Excess business losses.

An additional provision noted by AICPA also saw changes before passing the House. The Ways and Means draft would have revised the treatment of excess business losses under Code Sec. 461(l)(2) to provide that these losses no longer carry over as net operating losses (NOLs) for non-corporate taxpayers.

According to AICPA, this change would “effectively provide for a permanent disallowance of any business losses unless or until the taxpayer has other business income.”

The provision was adjusted as it advanced toward full House consideration. A document posted by the House Rules Committee details the change (renumbered as Section 112026). Under the revised proposal, certain disallowed loses for a taxable year would be treated as “a loss attributable to a trade or business of the taxpayer … arising in the subsequent taxable year.”

“While Rules Committee’s modifications to section 461(l)(2) provides a technical and administrative improvement, it does not address concerns around permanent disallowance of losses,” an AICPA spokesperson told Checkpoint. “From a partnership standpoint, this can be problematic when a partner disposes of their interest or when a pass-through entity winds down, where pass-through entities have no opportunities to exhaust business losses.”

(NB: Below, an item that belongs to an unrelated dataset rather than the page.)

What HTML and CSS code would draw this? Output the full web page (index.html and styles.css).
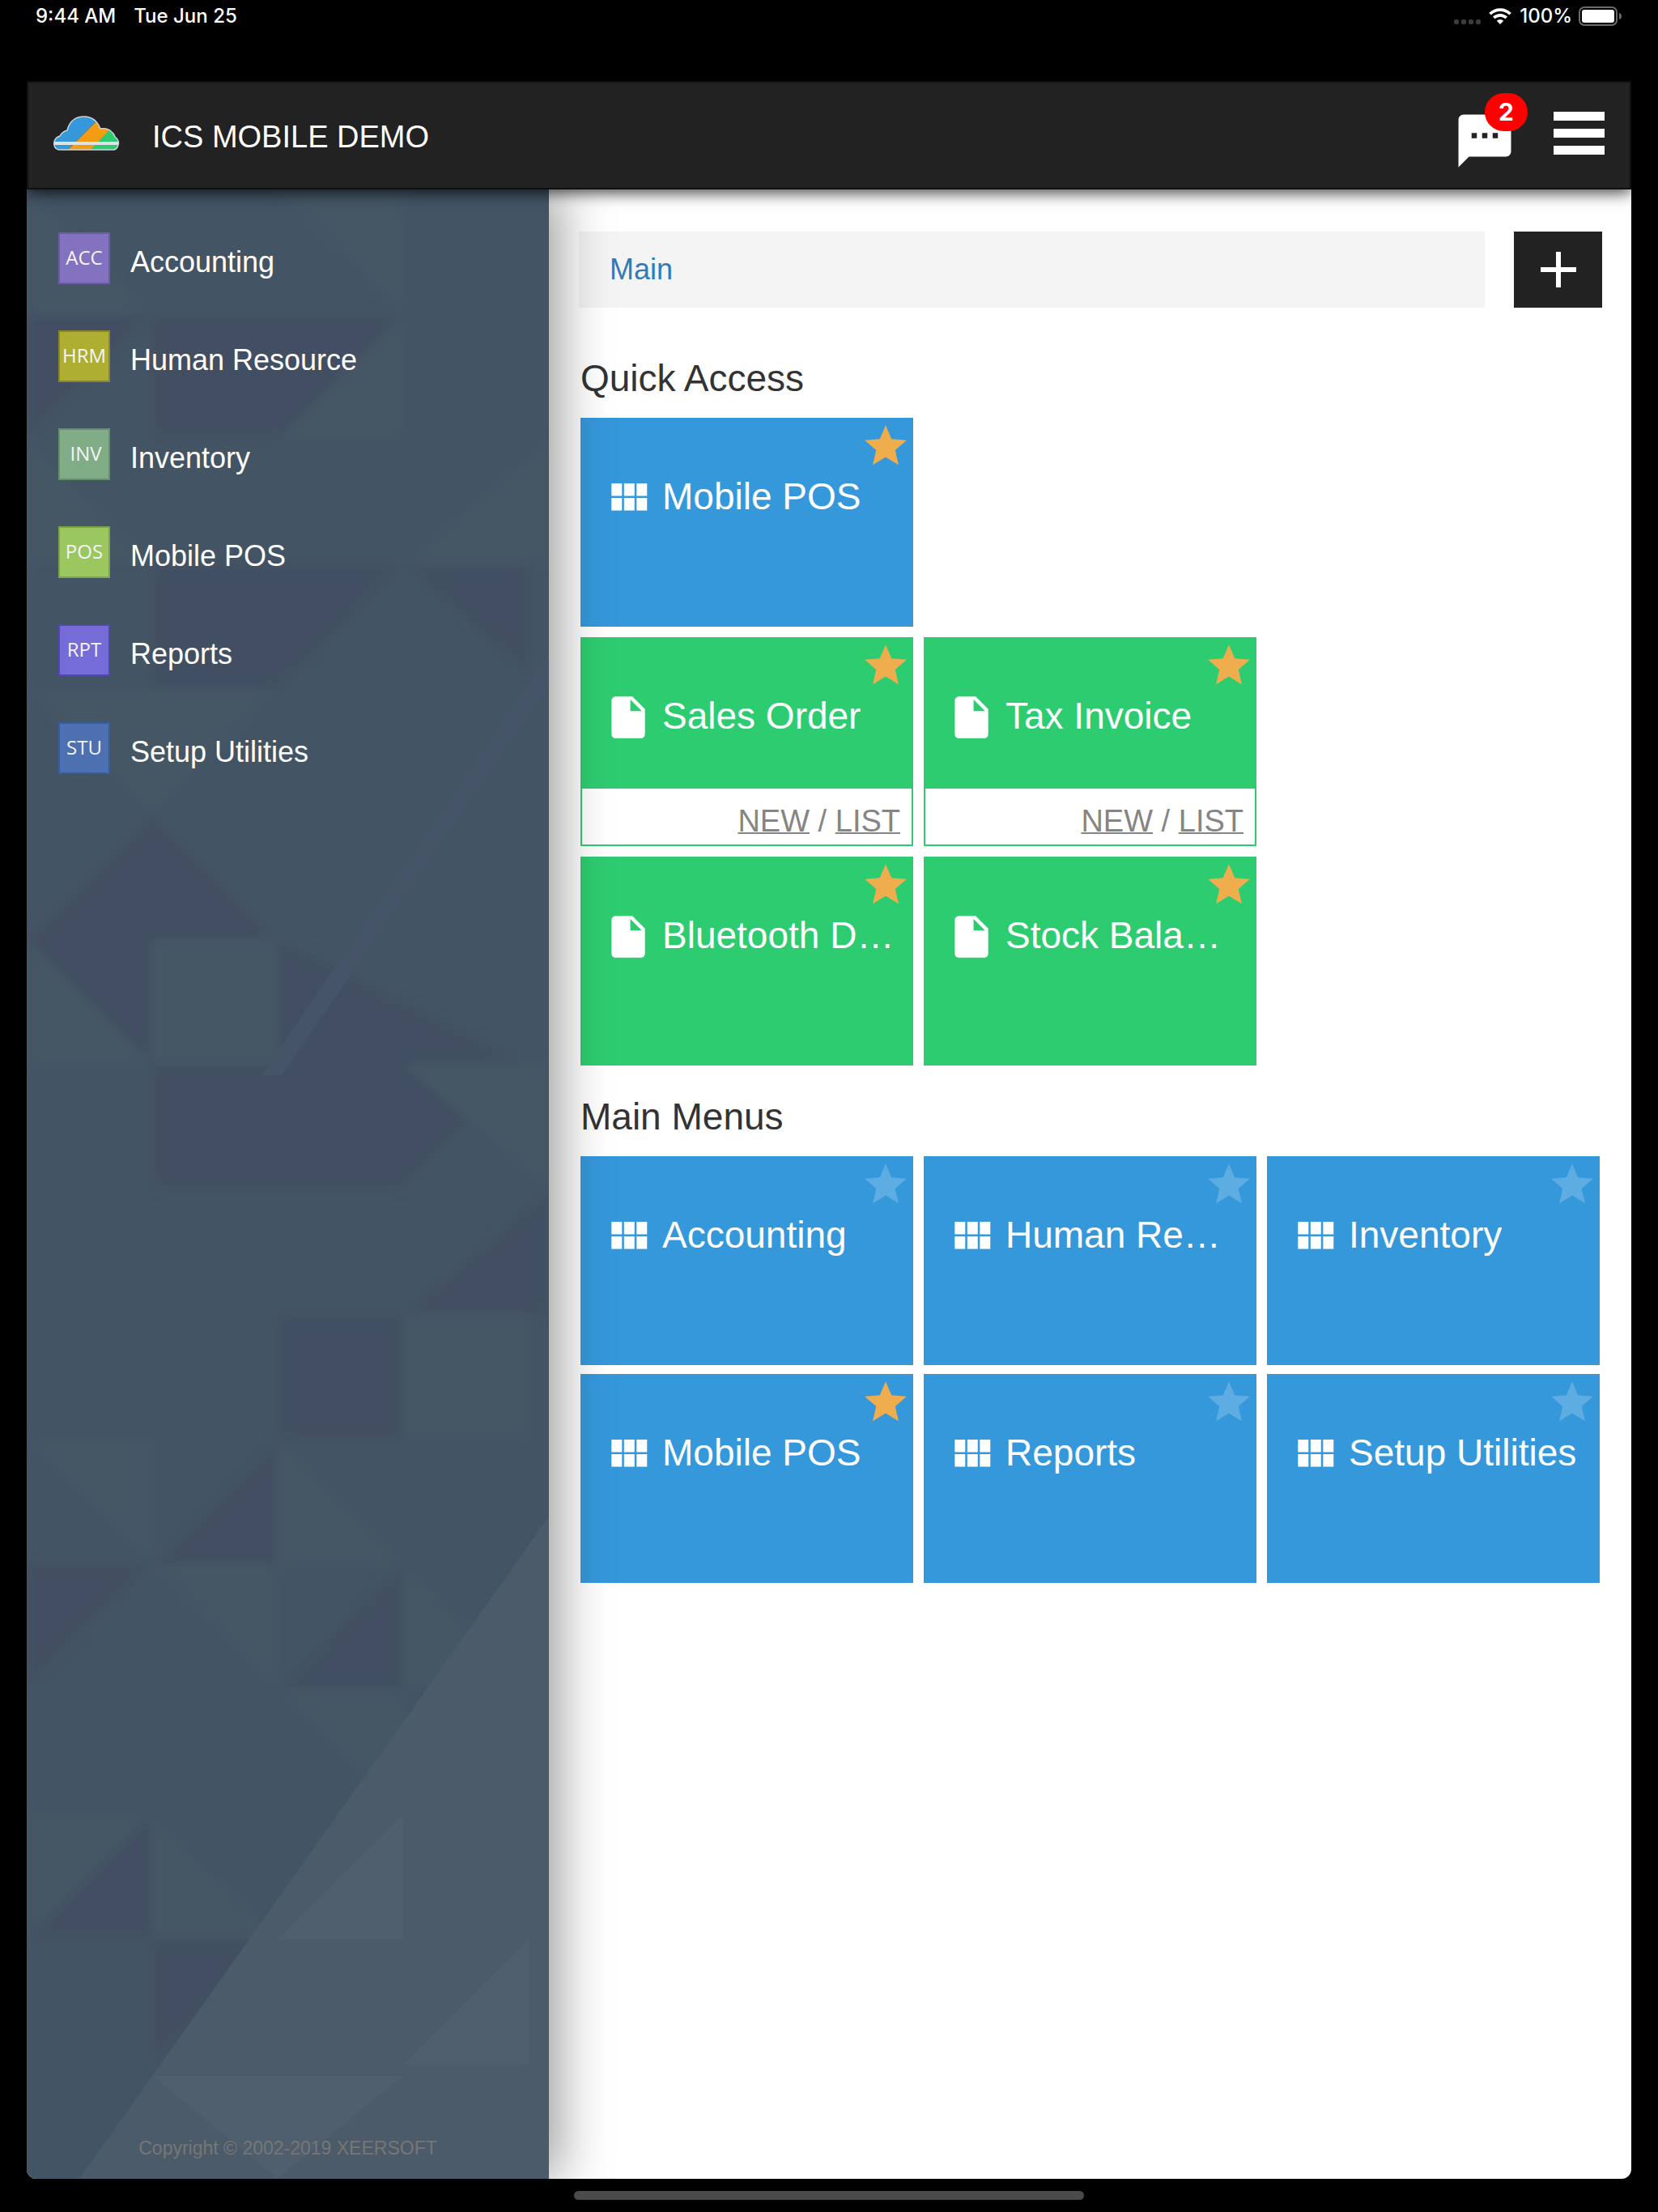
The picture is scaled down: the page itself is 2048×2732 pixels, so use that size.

AICPA gave the example of a small business generating significant losses and then ceasing operations. “Those excess business losses would carryforward without business income to offset the losses. Then, the business owner’s only source of income thereafter is wage income from another employer (or nonbusiness income).”

As a result, “the owner could be prevented from ever utilizing the excess business losses,” explained the AICPA spokesperson. “In lieu of the proposed modifications, one solution may be to treat carryovers as NOLs, which would be easier to utilize in carryover years instead of excess business losses.”